Identify leaks such as users seeing multiple variations or session overlaps. Use session identifiers and user IDs to track unique visitors. Implement proper randomization and ensure that cookies or local storage do not cause variation cross-contamination.

«Data leakage skews results, making a winning variation look ineffective or vice versa. Vigilant tracking and session management are key.»

b) Handling Outliers and Anomalous Data

Use statistical methods like IQR (Interquartile Range) or Z-score analysis to identify outliers. Decide whether to exclude or Winsorize these data points based on context. Document any exclusions to maintain transparency.

«Outliers can either represent genuine rare events or data errors.
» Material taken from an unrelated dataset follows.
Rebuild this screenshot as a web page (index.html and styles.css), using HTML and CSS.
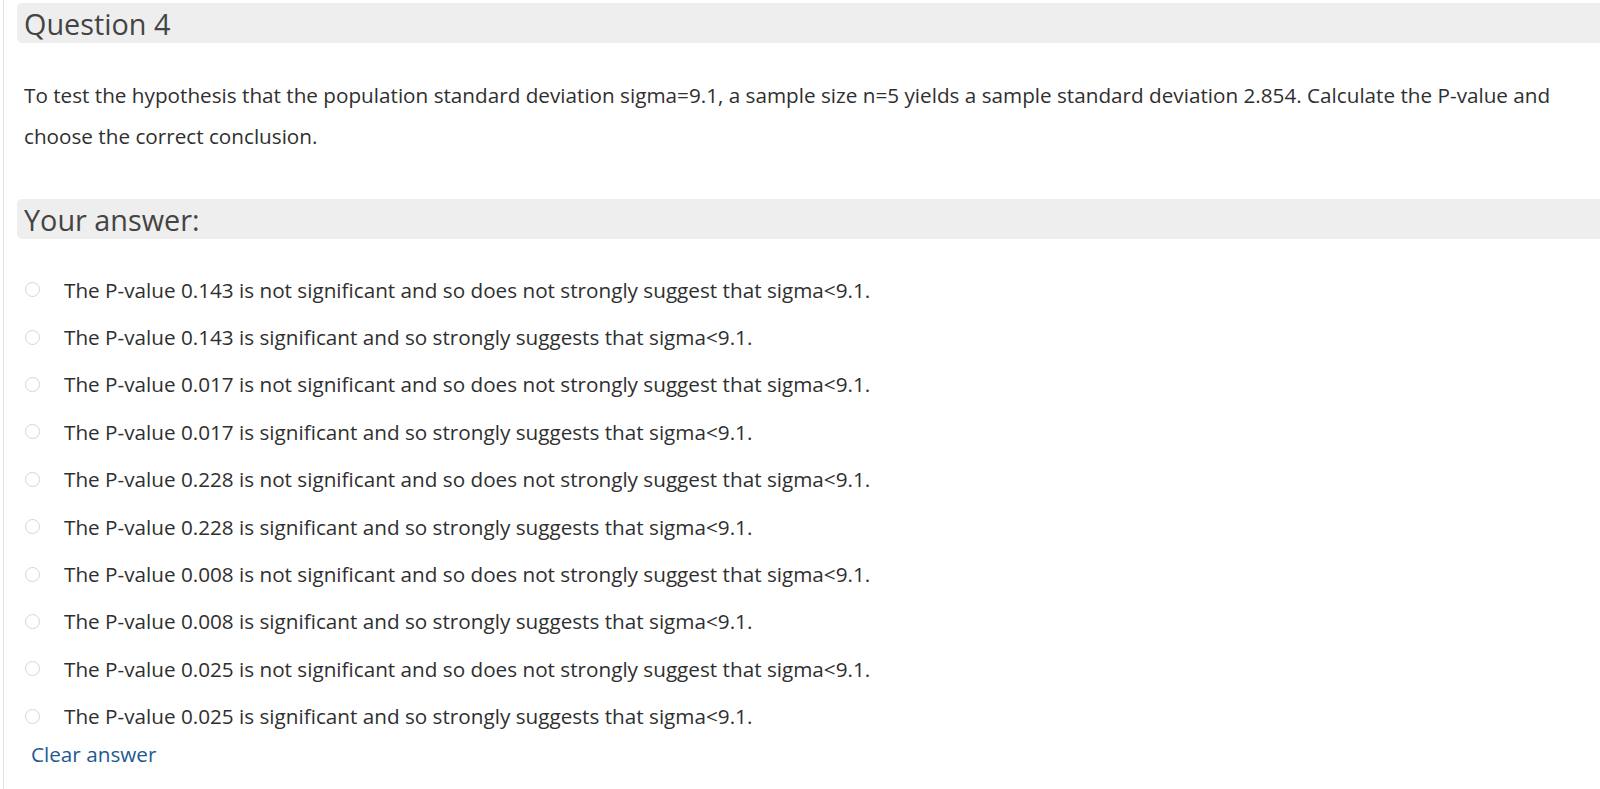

Correct handling depends on understanding their origin.»

c) Recognizing False Positives and Ensuring Significance

Regularly verify statistical significance before acting on results. Use confidence intervals and effect size calculations to assess practical significance. Be cautious of «peeking» at data mid-test—wait until the planned duration or sample size is reached.

Tip: Apply sequential analysis methods or Bayesian models to continuously monitor tests without inflating Type I error.

7. Iteration and Scaling of Successful Tests

a) Prioritizing Winning Variations

Use impact-effort matrices—quantify expected lift against implementation complexity. Focus on variations with statistically and practically significant improvements that are easy to deploy.

b) Developing a Continuous Testing Framework

Establish a testing calendar aligned with product roadmaps. Use a hypothesis backlog and regular review cycles. Integrate testing into your development sprints, ensuring ongoing data collection and iteration.

c) Document and Share Learnings

Create a centralized knowledge base—confluence, Notion, or internal wiki—to log test hypotheses, results, and lessons learned. Foster a culture where insights inform broader strategy and future experiments.